“Those who understand see themselves in all, and all in themselves.” –Bhagavad Gita
I am often asked why I started the Character Connection. That story is now over a decade long but this is the core of it:
I was lucky enough to begin my training at a small non-profit with a big heart called Friends of Nick. Under the mentorship of its founder I was one of the first teachers to pilot the idea of incorporating intentional character language in my middle school classroom.
The results were outstanding.
Not only did I see my students flourish but I became a better teacher by having the tools to reach students who were told over and over again they were unreachable. The process was so simple:
Honor your experience, be your best, share your wisdom.
That formula applied to students, teachers, principals, and parents. Character was the teacher and we were all learning from each other. The changes were so profound that it became my mission to share these methods with any educator who would listen.

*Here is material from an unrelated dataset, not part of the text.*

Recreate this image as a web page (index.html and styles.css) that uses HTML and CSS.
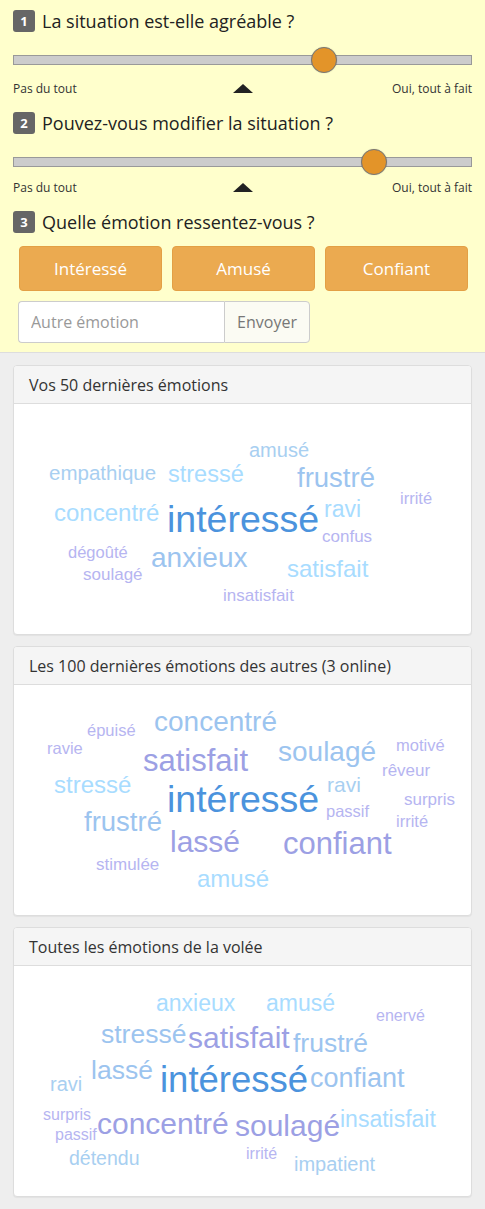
FILE: index.html
```html
<!DOCTYPE html>
<html lang="fr">
<head>
<meta charset="utf-8">
<title>Émotions</title>
<link rel="stylesheet" href="styles.css">
</head>
<body>
<div class="top">
  <div class="q q1">
    <div class="q-title"><span class="badge">1</span>La situation est-elle agréable ?</div>
    <div class="slider"><div class="track"></div><div class="thumb" style="left: 67.8%"></div></div>
    <div class="scale"><span>Pas du tout</span><span class="tri"></span><span class="right">Oui, tout à fait</span></div>
  </div>
  <div class="q q2">
    <div class="q-title"><span class="badge">2</span>Pouvez-vous modifier la situation ?</div>
    <div class="slider"><div class="track"></div><div class="thumb" style="left: 78.7%"></div></div>
    <div class="scale"><span>Pas du tout</span><span class="tri"></span><span class="right">Oui, tout à fait</span></div>
  </div>
  <div class="q q3">
    <div class="q-title"><span class="badge">3</span>Quelle émotion ressentez-vous ?</div>
    <div class="choices">
      <button class="choice">Intéressé</button>
      <button class="choice">Amusé</button>
      <button class="choice">Confiant</button>
    </div>
    <div class="other">
      <input class="other-input" type="text" placeholder="Autre émotion">
      <button class="other-btn">Envoyer</button>
    </div>
  </div>
</div>

<div class="panels">
  <div class="panel">
    <div class="panel-head">Vos 50 dernières émotions</div>
    <div class="panel-body">
      <svg class="cloud" viewBox="0 0 456 230" width="456" height="230">
        <text x="235" y="53" font-size="20" class="c-l2">amusé</text>
        <text x="35" y="76" font-size="20.5" class="c-l2">empathique</text>
        <text x="154" y="78" font-size="23.5" class="c-cy">stressé</text>
        <text x="283" y="83" font-size="27.5" class="c-md">frustré</text>
        <text x="386" y="100" font-size="16.5" class="c-lv">irrité</text>
        <text x="40" y="117" font-size="24" class="c-cy">concentré</text>
        <text x="153" y="128" font-size="37.5" class="c-bl">intéressé</text>
        <text x="310" y="113" font-size="23" class="c-cy">ravi</text>
        <text x="308" y="138" font-size="17" class="c-lv">confus</text>
        <text x="54" y="154" font-size="16.5" class="c-lv">dégoûté</text>
        <text x="137" y="163" font-size="28" class="c-md">anxieux</text>
        <text x="69" y="176" font-size="17" class="c-lv">soulagé</text>
        <text x="273" y="173" font-size="24" class="c-cy">satisfait</text>
        <text x="209" y="197" font-size="17" class="c-lv">insatisfait</text>
      </svg>
    </div>
  </div>

  <div class="panel">
    <div class="panel-head">Les 100 dernières émotions des autres (3 online)</div>
    <div class="panel-body">
      <svg class="cloud" viewBox="0 0 456 230" width="456" height="230">
        <text x="140" y="46" font-size="28" class="c-md">concentré</text>
        <text x="73" y="51" font-size="16.5" class="c-lv">épuisé</text>
        <text x="33" y="69" font-size="16.5" class="c-lv">ravie</text>
        <text x="129" y="86" font-size="31" class="c-pu">satisfait</text>
        <text x="264" y="76" font-size="28" class="c-md">soulagé</text>
        <text x="382" y="66" font-size="16.5" class="c-lv">motivé</text>
        <text x="368" y="91" font-size="17" class="c-lv">rêveur</text>
        <text x="40" y="108" font-size="24" class="c-cy">stressé</text>
        <text x="313" y="107" font-size="21" class="c-l2">ravi</text>
        <text x="153" y="127" font-size="37.5" class="c-bl">intéressé</text>
        <text x="390" y="120" font-size="17" class="c-lv">surpris</text>
        <text x="312" y="132" font-size="16.5" class="c-lv">passif</text>
        <text x="382" y="142" font-size="16.5" class="c-lv">irrité</text>
        <text x="70" y="146" font-size="27.5" class="c-md">frustré</text>
        <text x="156" y="167" font-size="30" class="c-pu">lassé</text>
        <text x="269" y="169" font-size="31" class="c-pu">confiant</text>
        <text x="82" y="185" font-size="17" class="c-lv">stimulée</text>
        <text x="183" y="202" font-size="24" class="c-cy">amusé</text>
      </svg>
    </div>
  </div>

  <div class="panel">
    <div class="panel-head">Toutes les émotions de la volée</div>
    <div class="panel-body">
      <svg class="cloud" viewBox="0 0 456 230" width="456" height="230">
        <text x="142" y="45" font-size="23" class="c-cy">anxieux</text>
        <text x="252" y="45" font-size="23" class="c-cy">amusé</text>
        <text x="362" y="55" font-size="16" class="c-lv">enervé</text>
        <text x="87" y="77" font-size="26.5" class="c-md">stressé</text>
        <text x="174" y="82" font-size="30" class="c-pu">satisfait</text>
        <text x="279" y="86" font-size="26.5" class="c-md">frustré</text>
        <text x="77" y="113" font-size="26.5" class="c-md">lassé</text>
        <text x="146" y="126" font-size="36.5" class="c-bl">intéressé</text>
        <text x="296" y="121" font-size="27" class="c-md">confiant</text>
        <text x="36" y="125" font-size="20" class="c-l2">ravi</text>
        <text x="29" y="154" font-size="16" class="c-lv">surpris</text>
        <text x="41" y="174" font-size="16" class="c-lv">passif</text>
        <text x="83" y="168" font-size="30" class="c-pu">concentré</text>
        <text x="221" y="170" font-size="30" class="c-pu">soulagé</text>
        <text x="326" y="161" font-size="23" class="c-cy">insatisfait</text>
        <text x="55" y="199" font-size="19.5" class="c-l2">détendu</text>
        <text x="232" y="193" font-size="16" class="c-lv">irrité</text>
        <text x="280" y="205" font-size="20" class="c-l2">impatient</text>
      </svg>
    </div>
  </div>
</div>
</body>
</html>
```

FILE: styles.css
```css
* { box-sizing: border-box; }

html, body {
  margin: 0;
  padding: 0;
}

body {
  background: #eeeeee;
  font-family: "Open Sans", "Liberation Sans", sans-serif;
  color: #333333;
}

.top {
  background: #ffffcc;
  padding: 10px 13px 9px 13px;
  border-bottom: 1px solid #dddddd;
  height: 353px;
}

.q2 {
  margin-top: 16px;
}

.q2 .scale {
  margin-top: 4px;
}

.q3 {
  margin-top: 16px;
}

.q-title {
  display: flex;
  align-items: center;
  gap: 7px;
  height: 22px;
  font-size: 18px;
  color: #222222;
}

.badge {
  display: inline-flex;
  align-items: center;
  justify-content: center;
  width: 22px;
  height: 22px;
  border-radius: 3px;
  background: #666666;
  color: #ffffff;
  font-size: 13px;
  font-weight: 700;
}

.slider {
  position: relative;
  display: flex;
  align-items: center;
  height: 26px;
  margin-top: 15px;
}

.track {
  flex: 1;
  height: 10px;
  background: #cccccc;
  border: 1px solid #999999;
}

.thumb {
  position: absolute;
  top: 0;
  width: 26px;
  height: 26px;
  margin-left: -13px;
  border-radius: 50%;
  background: #e39429;
  border: 1px solid #777777;
  box-shadow: 0 0 1px rgba(0, 0, 0, 0.3);
}

.scale {
  display: grid;
  grid-template-columns: 1fr auto 1fr;
  align-items: center;
  margin-top: 7px;
  height: 16px;
  font-size: 12px;
  color: #333333;
}

.scale .right {
  text-align: right;
}

.tri {
  width: 0;
  height: 0;
  border-left: 10px solid transparent;
  border-right: 10px solid transparent;
  border-bottom: 9px solid #222222;
}

.choices {
  display: flex;
  gap: 10px;
  margin-top: 13px;
  padding-left: 6px;
}

.choice {
  width: 143px;
  height: 45px;
  background: #ebaa50;
  border: 1px solid #e3a045;
  border-radius: 4px;
  color: #ffffff;
  font-family: "Open Sans", "Liberation Sans", sans-serif;
  font-size: 17px;
  padding: 0;
}

.other {
  display: flex;
  margin-top: 10px;
  margin-left: 5px;
  height: 42px;
}

.other-input {
  width: 206px;
  height: 42px;
  border: 1px solid #cccccc;
  border-right: none;
  border-radius: 4px 0 0 4px;
  background: #ffffff;
  padding: 0 0 0 12px;
  font-family: "Open Sans", "Liberation Sans", sans-serif;
  font-size: 16px;
  color: #555555;
}

.other-input::placeholder {
  color: #999999;
}

.other-btn {
  width: 86px;
  height: 42px;
  border: 1px solid #cccccc;
  border-radius: 0 4px 4px 0;
  background: #fbfbf3;
  font-family: "Open Sans", "Liberation Sans", sans-serif;
  font-size: 16px;
  color: #777777;
  padding: 0;
}

.panels {
  padding: 12px 13px 0 13px;
}

.panel {
  background: #ffffff;
  border: 1px solid #dddddd;
  border-radius: 4px;
  margin-bottom: 11px;
  box-shadow: 0 1px 1px rgba(0, 0, 0, 0.05);
  overflow: hidden;
}

.panel-head {
  height: 38px;
  display: flex;
  align-items: center;
  padding: 0 15px;
  background: #f5f5f5;
  border-bottom: 1px solid #dddddd;
  font-size: 16px;
  color: #333333;
}

.panel-body {
  height: 230px;
}

.cloud {
  display: block;
  font-family: "Liberation Sans", Arial, sans-serif;
}

.c-bl { fill: #4b93dd; }
.c-md { fill: #9cc4ef; }
.c-cy { fill: #a8dcff; }
.c-l2 { fill: #a8cff1; }
.c-lv { fill: #b6b5f1; }
.c-pu { fill: #9ca0e4; }
```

Embracing and implementing character education is actually the result of my character education story. The story itself begins on the day before September 11 with a former student of mine: Jasmine.

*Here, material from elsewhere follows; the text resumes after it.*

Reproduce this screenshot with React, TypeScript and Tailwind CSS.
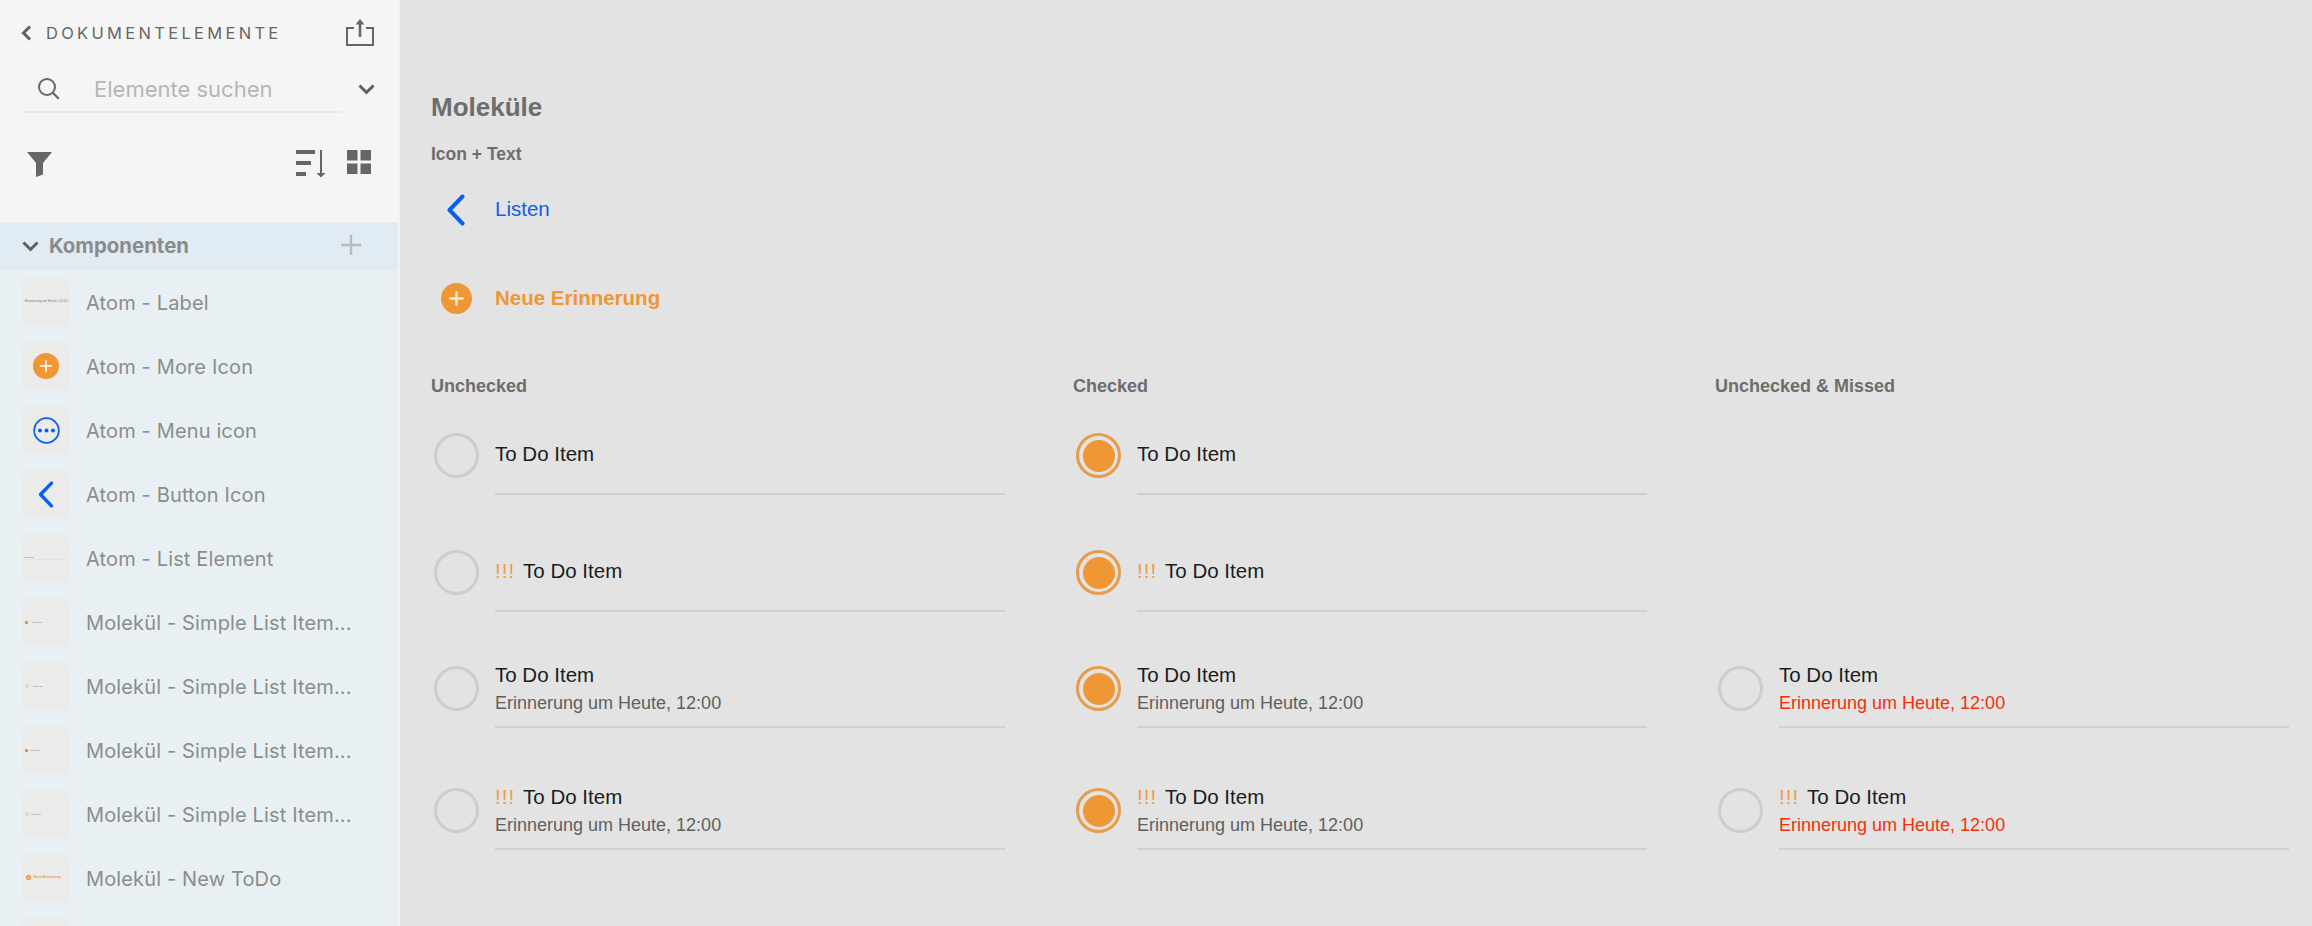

September 10, 2001 was the third day of my teaching career. I taught fifth grade at a small school on the Lower East Side of Manhattan. My first task that morning was to inform one of my students that she would be left back in the fifth grade. Her name was Jasmine and she was recovering from extensive hip surgery the year before. Her only comfort was coming back to school to be with her friends.

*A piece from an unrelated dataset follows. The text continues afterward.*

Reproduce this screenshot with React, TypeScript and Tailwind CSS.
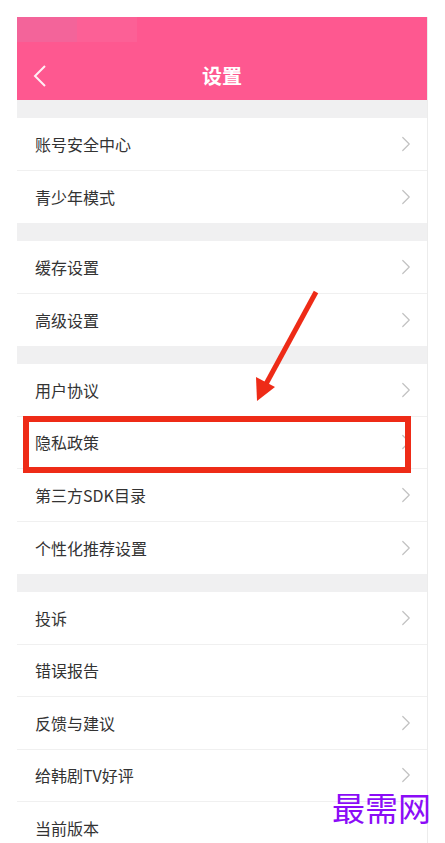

I was petrified. I was already in over my head with a challenging class of 28 students, many with unmet special needs. Now I was overwhelmed by the task of disappointing this little girl. In that moment, I didn’t want to be a teacher anymore.
After I explained the situation to Jasmine, she cried and said repeatedly that she was scared. Scared of what the students would think of an older girl in their class. Scared that her friends in sixth grade would forget about her. Witnessing her complete honesty, I violated every rule taught to a new teacher:
I smiled and said, “It’s ok, I’m new here and I’m really scared too.”
Jasmine and I then walked into the classroom and made the best of a very challenging year.
Jasmine was my first teaching mentor. Her wisdom to be exactly who she was in that shared moment inspired me every time I walked into my classroom.
I became involved in character education because of her. I needed the tools to reach Jasmine in a way traditional teaching methods couldn’t. This is where the formula comes in: Honor your experience, be your best, share your wisdom. When students like Jasmine know that they are safe to express who they are and that it’s ok to be who they are, they are empowered to make positive choices.
Years later, Jasmine and I met up. She retold that story from her perspective. She said it was compassion that made her walk into my classroom that day when all she wanted to do was run out the door and go home. Throughout high school, Jasmine’s journey was challenging but the perseverance and courage that led her to walk after her hip surgery and helped her to face a classroom of strangers after she was held back followed her through to adulthood. Jasmine has defied odds and chosen a career helping others at a nonprofit organization on the Lower East Side. Her perseverance and courage have made her successful—she continues to inspire me.